Of course, Wilken’s is not the only perspective, so Howes balances his version of events with interviews with Labuschagne, as well as former Child Protection Unit investigator Sergeant Ursula Barnard and Sergeant Derrik Norsworthy formerly of the Murder and Robbery Unit, who both played key roles in bringing Wilken to justice. In addition, Howes interviews Wilken’s own surviving children, Sonnika-Lee and Sergius, and the family of one of Wilken’s victims, Georgina Zweni.

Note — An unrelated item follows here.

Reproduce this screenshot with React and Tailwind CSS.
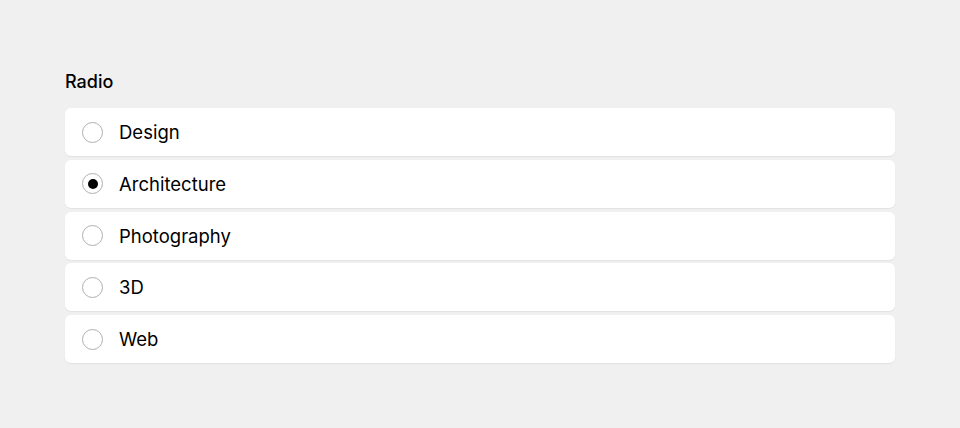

“Boetie Boer is not just about Stewart Wilken,” says Howes. “It’s also about the time and the place. About PE as an almost forgotten city back then. About the darkness that remained in South Africa in the 90s despite all the euphoria that came with the transition to democracy. The series also traces the formation of the profiling section within the South African Police Services, how they were learning how to catch serial killers from the original Mindhunter, Robert Ressler, and the FBI just as South Africa opened up to the world again.”
When Howes started production on Boetie Boer, Wilken was theoretically up for 25-year parole in 2023. This seems unlikely now but still shaped the series. “Boetie Boer aims to remember Wilken’s crimes and his victims,” says Howes. “He preyed largely on un-homed, disenfranchised people that he thought would be easily forgotten; we’ve tried to help make sure that doesn’t happen.”
The five-part documentary series is a co-production between Stage 5 Films and Howes’ Fifth Floor Films. It’s the third documentary, and first true-crime docuseries, from Stage 5 Films, building on the success of Unearthed, which won the Green Award at the Sheffield International Documentary Festival and the Audience Award at Encounters, and The Journeymen, which took home Best SA Documentary at Durban.